While failing to establish the play as a regular repertory piece in their own century, both Theobald’s and Rich’s versions of the play laid the groundwork for future revivals. Most influentially, Rich’s production foregrounded spectacle. Sketches from the promptbook show highly formal compositions for the lists and deposition scenes, supporting Davies’ assertion that “the ancient ceremony which belonged to the single combat was very accurately observed.”
7
This tendency toward spectacle and historical accuracy would continue into the next century.

The first major production of the nineteenth century was an adaptation by Richard Wroughton conceived as a star vehicle for Edmund Kean, performed at Drury Lane in 1814–15, and which later served as the basis for the first North American production of the play in 1819.
8
Kean’s performance, predictably, was the center of attention, and William Hazlitt notes the general consensus that “It
has been supposed that this is his finest part,” though he goes on to give his personal opinion that this is “a total misrepresentation.”
9
A natural successor to Theobald’s adaptation, Wroughton aimed for similar sentimental and pathetic effect, but chose to do so through increased focus on Richard himself; thus, where Theobald had expanded the Aumerle conspiracy, here it is cut altogether.

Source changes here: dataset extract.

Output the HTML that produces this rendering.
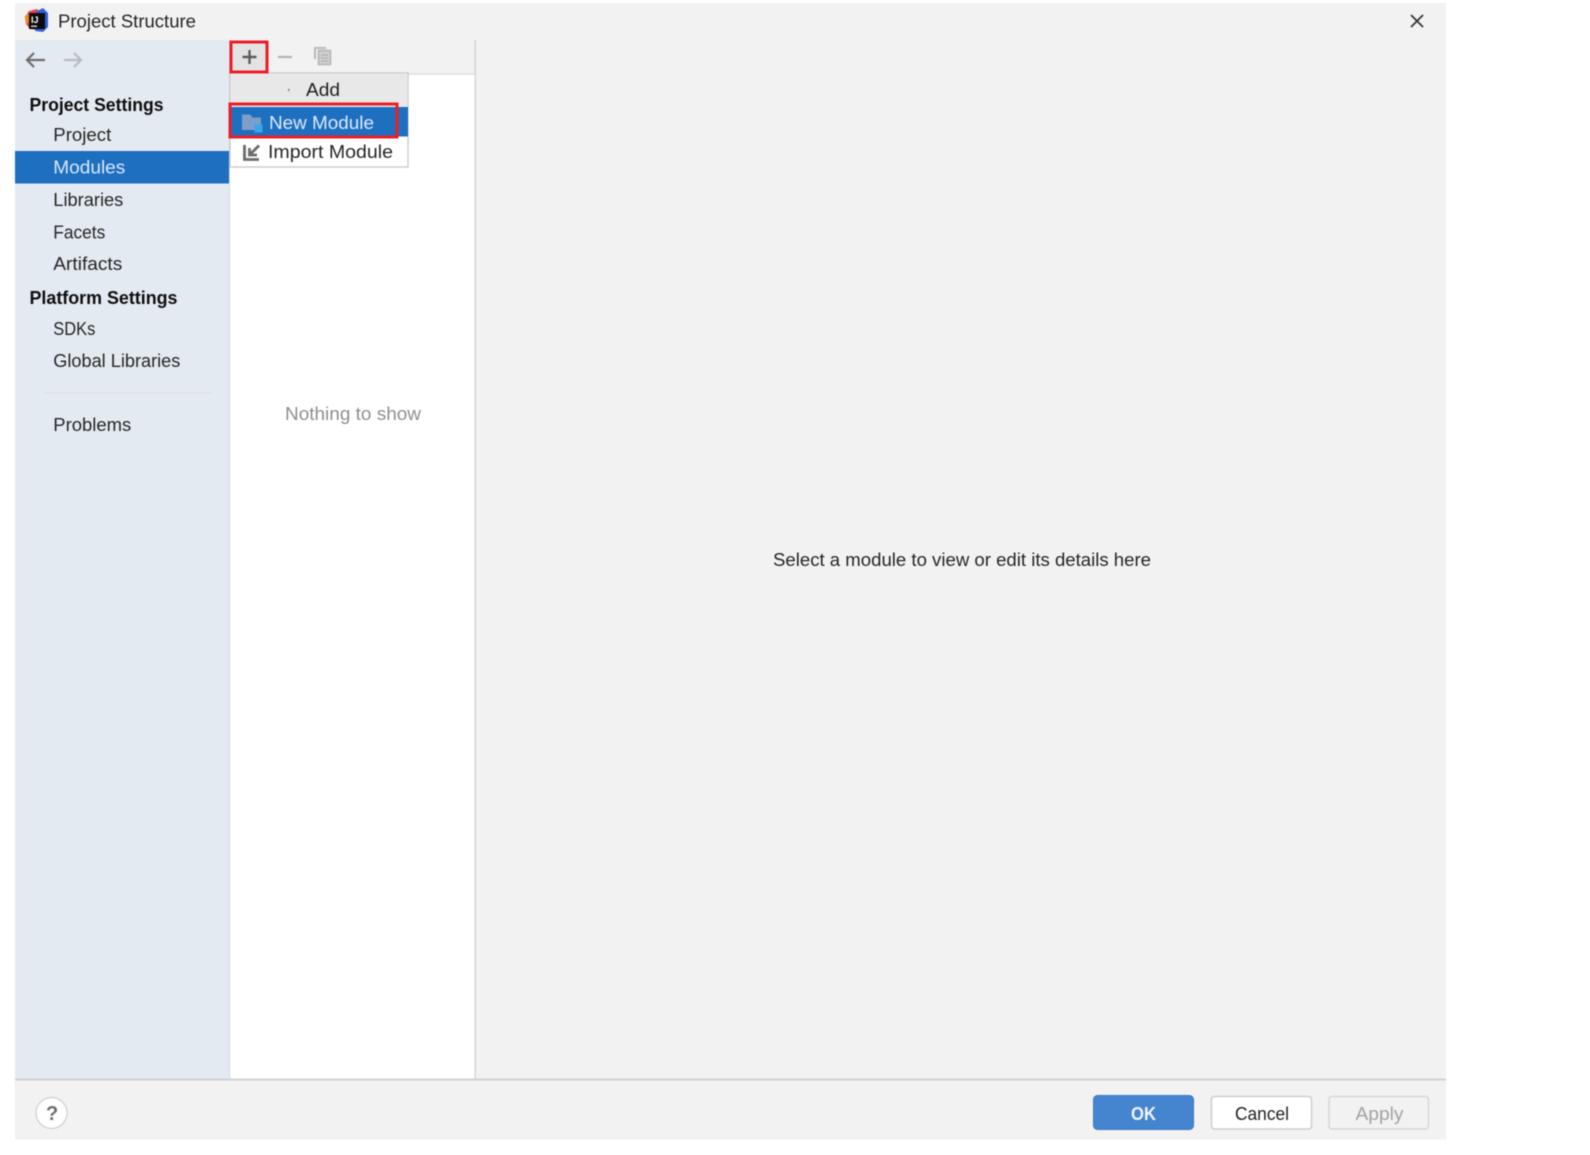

In editing his play, Wroughton “makes his hero more decisive, less prone to lament his condition, less culpable and less pettily vicious.”
10
Isabella is again present in the final scene, and her death concludes the action, with King Lear’s dying speeches transferred to her lips.

The success of Kean’s production established the play’s potential as a star vehicle, and the move toward pathos and spectacle additionally served to distance it from the troubling political appropriations of previous centuries. The stage was set for a full-blown Victorian spectacular, which Kean’s son Charles provided in 1857 at London’s Princess’s Theatre. Theodor Fontane’s description of one moment shows the production’s scale:

Between the third and fourth acts is an interlude devised by Kean: Bolingbroke is treated like a god as he enters London. Behind him is Richard, greeted by the people first with silence, then with muttering and curses … the representation (for good or ill) is a masterpiece. It is no exaggeration to say that the whole effect is that of a part of a street brought onstage, with the genuine London life and bustle.
11

Kean’s interest in antiquarianism and full-scale reproduction led to jokes that even the playbills were printed on “fly-leaves from old folio editions of the History of England.”
12
In 1902, Herbert Beerbohm Tree followed in Kean’s footsteps with the inclusion of a triumphant entry into London for Richard on a real horse.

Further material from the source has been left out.